In May 2019, MBTA officials estimated it would cost $10.1 billion to replace all outdated equipment and infrastructure with modern alternatives. The agency has not published an updated analysis of that kind since then.
"I think there's a distinction between the system being in a modernized state of good repair and the system being safe. I believe the system is safe," Poftak said. "We've just recommenced an activity where we're going to make an assessment of how much of the system is in the state of good repair, and we'll be reporting out in the coming months."
While this stretch may feature the most intense scrutiny of the T since the disastrous winter of 2015, the governor insisted Wednesday that he continues to have confidence in Poftak and his team.

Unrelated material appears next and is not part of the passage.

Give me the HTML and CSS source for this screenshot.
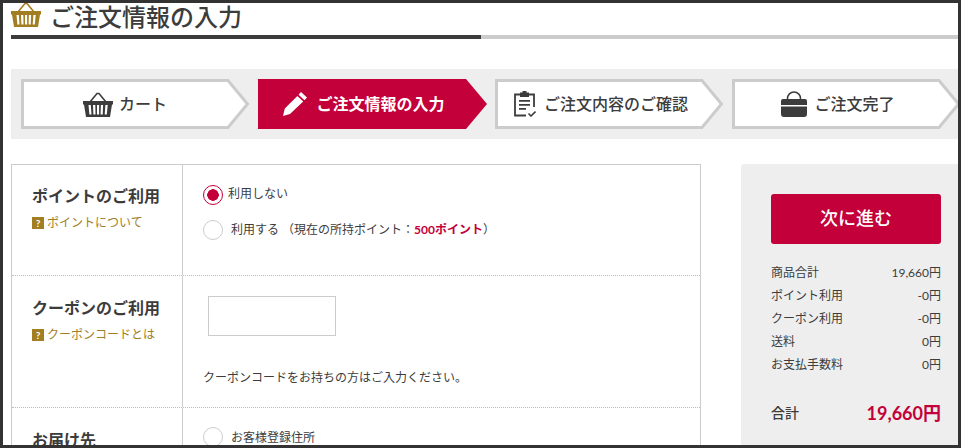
FILE: index.html
```html
<!DOCTYPE html>
<html lang="ja">
<head>
  <meta charset="UTF-8" />
  <title>ご注文情報の入力</title>
  <link rel="stylesheet" href="styles.css">
</head>
<body>
  <svg class="icon-defs" width="0" height="0">
    <symbol id="basket" viewBox="0 0 30 25">
      <path d="M7 10 14 1.500h2L23 10" fill="none" stroke="currentColor" stroke-width="1.600"/>
      <path fill-rule="evenodd" d="M0 9h30v3.500h-1l-2 12.500H3L1 12.500H0zM5.500 13l.9 9.500h2.100l-.7-9.500zM10 13l.4 9.500h2.100l-.2-9.500zM14 13v9.500h2.100V13zM17.900 13l-.3 9.500h2.100l.4-9.500zM22.400 13l-.7 9.500h2.100l.9-9.500z" fill="currentColor"/>
    </symbol>
  </svg>

  <div class="frame">
    <h1 class="page-title">
      <svg class="title-icon"><use href="#basket"/></svg>
      <span>ご注文情報の入力</span>
    </h1>
    <div class="progress"><div class="progress-done"></div></div>

    <div class="steps">
      <div class="step step-cart">
        <svg class="step-shape" viewBox="0 0 229 50"><polygon points="1.500,1.500 207,1.500 226.500,25 207,48.500 1.500,48.500"/></svg>
        <svg class="step-icon basket-icon"><use href="#basket"/></svg>
        <span>カート</span>
      </div>
      <div class="step step-active">
        <svg class="step-shape" viewBox="0 0 229 50"><polygon points="0,0 208,0 229,25 208,50 0,50"/></svg>
        <svg class="step-icon pencil-icon" viewBox="0 0 24 24"><path d="M18 0 24 5.500 21.500 8.300 15.600 2.700zM14.400 4 20.200 9.600 7 22 0 24l1.800-7.500z" fill="currentColor"/></svg>
        <span>ご注文情報の入力</span>
      </div>
      <div class="step">
        <svg class="step-shape" viewBox="0 0 229 50"><polygon points="1.500,1.500 207,1.500 226.500,25 207,48.500 1.500,48.500"/></svg>
        <svg class="step-icon clip-icon" viewBox="0 0 22 26">
          <path d="M6 3.500H1v21h11M15 3.500h5V16" fill="none" stroke="currentColor" stroke-width="1.800"/>
          <path d="M6 1.500h2.500V0h4v1.500H15V6H6zM5 9h11v1.700H5zM5 13h11v1.700H5zM5 17h7v1.700H5z" fill="currentColor"/>
          <path d="M14.500 22.500 17 25l4.500-4.500" fill="none" stroke="currentColor" stroke-width="1.600"/>
        </svg>
        <span>ご注文内容のご確認</span>
      </div>
      <div class="step">
        <svg class="step-shape" viewBox="0 0 229 50"><polygon points="1.500,1.500 207,1.500 226.500,25 207,48.500 1.500,48.500"/></svg>
        <svg class="step-icon bag-icon" viewBox="0 0 26 26">
          <path d="M6.500 9V7.500a6.500 6.500 0 0 1 13 0V9" fill="none" stroke="currentColor" stroke-width="1.500"/>
          <path d="M2 8h22q2 0 2 2v4H0v-4q0-2 2-2zM0 15.500h26V23q0 3-3 3H3q-3 0-3-3z" fill="currentColor"/>
        </svg>
        <span>ご注文完了</span>
      </div>
    </div>

    <div class="content">
      <div class="form-table">
        <div class="form-row row-point">
          <div class="form-head">
            <h2>ポイントのご利用</h2>
            <a class="help-link"><i>?</i>ポイントについて</a>
          </div>
          <div class="form-body">
            <label class="radio-line radio-first"><span class="radio radio-on"></span>利用しない</label>
            <label class="radio-line"><span class="radio"></span><span class="radio-text">利用する （現在の所持ポイント：<b>500ポイント</b>）</span></label>
          </div>
        </div>
        <div class="form-row row-coupon">
          <div class="form-head">
            <h2>クーポンのご利用</h2>
            <a class="help-link"><i>?</i>クーポンコードとは</a>
          </div>
          <div class="form-body">
            <input class="coupon-input" type="text">
            <p class="coupon-note">クーポンコードをお持ちの方はご入力ください。</p>
          </div>
        </div>
        <div class="form-row row-address">
          <div class="form-head">
            <h2>お届け先</h2>
          </div>
          <div class="form-body">
            <label class="radio-line"><span class="radio"></span><span class="radio-text">お客様登録住所</span></label>
          </div>
        </div>
      </div>

      <aside class="summary">
        <a class="next-button">次に進む</a>
        <dl class="price-list">
          <div><dt>商品合計</dt><dd>19,660円</dd></div>
          <div><dt>ポイント利用</dt><dd>-0円</dd></div>
          <div><dt>クーポン利用</dt><dd>-0円</dd></div>
          <div><dt>送料</dt><dd>0円</dd></div>
          <div><dt>お支払手数料</dt><dd>0円</dd></div>
        </dl>
        <div class="total"><span>合計</span><strong>19,660円</strong></div>
      </aside>
    </div>
  </div>
</body>
</html>
```

FILE: styles.css
```css
* {
  margin: 0;
  padding: 0;
  box-sizing: border-box;
}

html, body {
  height: 448px;
  overflow: hidden;
}

body {
  background: #fff;
  color: #3c3c3c;
  font-family: Lato, "Noto Sans CJK JP", sans-serif;
}

.icon-defs {
  position: absolute;
}

.frame {
  height: 448px;
  border: 3px solid #333;
  padding-left: 8px;
  overflow: hidden;
}

.page-title {
  display: flex;
  align-items: center;
  gap: 9px;
  height: 32px;
  font-size: 24px;
  font-weight: 500;
  line-height: 28px;
}

.page-title span {
  margin-bottom: 4px;
}

.title-icon {
  flex: none;
  width: 30px;
  height: 25px;
  color: #a27e22;
  margin-top: -10px;
}

.progress {
  height: 4px;
  background: #ccc;
}

.progress-done {
  width: 470px;
  height: 4px;
  background: #3c3c3c;
}

.steps {
  display: flex;
  gap: 8px;
  height: 70px;
  margin-top: 30px;
  padding: 10px 0 10px 10px;
  background: #eee;
  overflow: hidden;
}

.step {
  position: relative;
  flex: 0 0 229px;
  height: 50px;
  padding-right: 17px;
  display: flex;
  align-items: center;
  justify-content: center;
  font-size: 16px;
  font-weight: 500;
}

.step-cart {
  padding-right: 21px;
}

.step span, .step-icon {
  position: relative;
}

.step span {
  margin-bottom: 3px;
}

.step-shape {
  position: absolute;
  left: 0;
  top: 0;
  width: 229px;
  height: 50px;
}

.step-shape polygon {
  fill: #fff;
  stroke: #ccc;
  stroke-width: 3;
}

.step-active {
  color: #fff;
  font-weight: 700;
}

.step-active .step-shape polygon {
  fill: #c30039;
  stroke: none;
}

.step-icon {
  flex: none;
  margin-right: 6px;
}

.basket-icon {
  width: 30px;
  height: 25px;
}

.pencil-icon {
  width: 24px;
  height: 24px;
  margin-right: 9px;
}

.clip-icon {
  width: 22px;
  height: 26px;
  margin-right: 8px;
}

.bag-icon {
  width: 26px;
  height: 26px;
  margin-right: 7px;
}

.content {
  display: flex;
  justify-content: space-between;
  margin-top: 25px;
}

.form-table {
  width: 690px;
  border: 1px solid #ccc;
  border-bottom: none;
}

.form-row {
  display: flex;
  border-bottom: 1px dotted #bbb;
}

.row-point {
  height: 111px;
}

.row-coupon {
  height: 132px;
}

.row-address {
  height: 100px;
}

.form-head {
  width: 171px;
  padding: 20px 0 0 20px;
  border-right: 1px solid #ccc;
}

.row-coupon .form-head {
  padding-top: 21px;
}

.form-head h2 {
  font-size: 16px;
  font-weight: 700;
  line-height: 22px;
}

.help-link {
  display: flex;
  align-items: center;
  margin-top: 7px;
  font-size: 12px;
  line-height: 18px;
  color: #a27e22;
}

.help-link i {
  width: 12px;
  height: 12px;
  margin-right: 3px;
  background: #a27e22;
  color: #fff;
  font-size: 10px;
  font-style: normal;
  font-weight: 700;
  line-height: 12px;
  text-align: center;
}

.form-body {
  flex: 1;
  padding-left: 20px;
}

.radio-line {
  display: flex;
  align-items: center;
  height: 20px;
  font-size: 12px;
}

.radio-first {
  margin-top: 20px;
  margin-bottom: 15px;
  align-items: flex-start;
  line-height: 18px;
}

.radio {
  flex: none;
  width: 20px;
  height: 20px;
  margin-right: 5px;
  background: #fff;
  border: 1px solid #ccc;
  border-radius: 50%;
}

.radio-text {
  margin-left: 3px;
  margin-bottom: 3px;
}

.radio-on {
  border-color: #c30039;
  background: radial-gradient(circle, #c30039 0 5.500px, #fff 6px);
}

.radio-text b {
  color: #c30039;
}

.coupon-input {
  display: block;
  width: 128px;
  height: 40px;
  margin: 20px 0 0 5px;
  border: 1px solid #ccc;
  background: #fff;
}

.coupon-note {
  margin-top: 33px;
  font-size: 12px;
  line-height: 18px;
}

.row-address .form-head {
  padding-top: 21px;
}

.row-address .radio-line {
  margin-top: 19px;
}

.row-address .radio-text {
  margin-bottom: 2px;
}

.summary {
  width: 217px;
  height: 300px;
  padding: 30px 17px 0 30px;
  background: #eee;
  border-radius: 4px 0 0 0;
}

.next-button {
  display: block;
  height: 50px;
  background: #c30039;
  border-radius: 3px;
  color: #fff;
  font-size: 18px;
  font-weight: 500;
  line-height: 48px;
  text-align: center;
}

.price-list {
  margin-top: 17px;
  font-size: 12px;
}

.price-list div {
  display: flex;
  justify-content: space-between;
  height: 23px;
  line-height: 23px;
}

.total {
  display: flex;
  justify-content: space-between;
  align-items: center;
  margin-top: 23px;
  font-size: 14px;
  font-weight: 500;
}

.total strong {
  color: #c30039;
  font-size: 18px;
}
```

"The system was old and underfunded and unattended to eight years ago when we took office. I believe we've made tremendous progress on a lot of stuff over that period of time," Baker said, adding that the T has "done literally hundreds of projects to invest in the core system and modernize the operations" in that span.
Baker stressed that "the system needs work" while defending Poftak's tenure at the T.
"None of us should be satisfied until it works exactly the way it's supposed to. I'm not satisfied," he said, pointing to Poftak and to Transportation Secretary Jamey Tesler. "I know he's not and I'm sure he's not, and I know a lot of the riders aren't. But I get a report from these guys every week that tells me, daily, what was the actual rate of use on all of the lines, because I get nervous about things like crowding and whether or not we have enough trains running to satisfy the population that's riding them. I also get something that tells me every single week what the on-time performance looks like. The numbers in the on-time performance are far better than they were several years ago. They just are."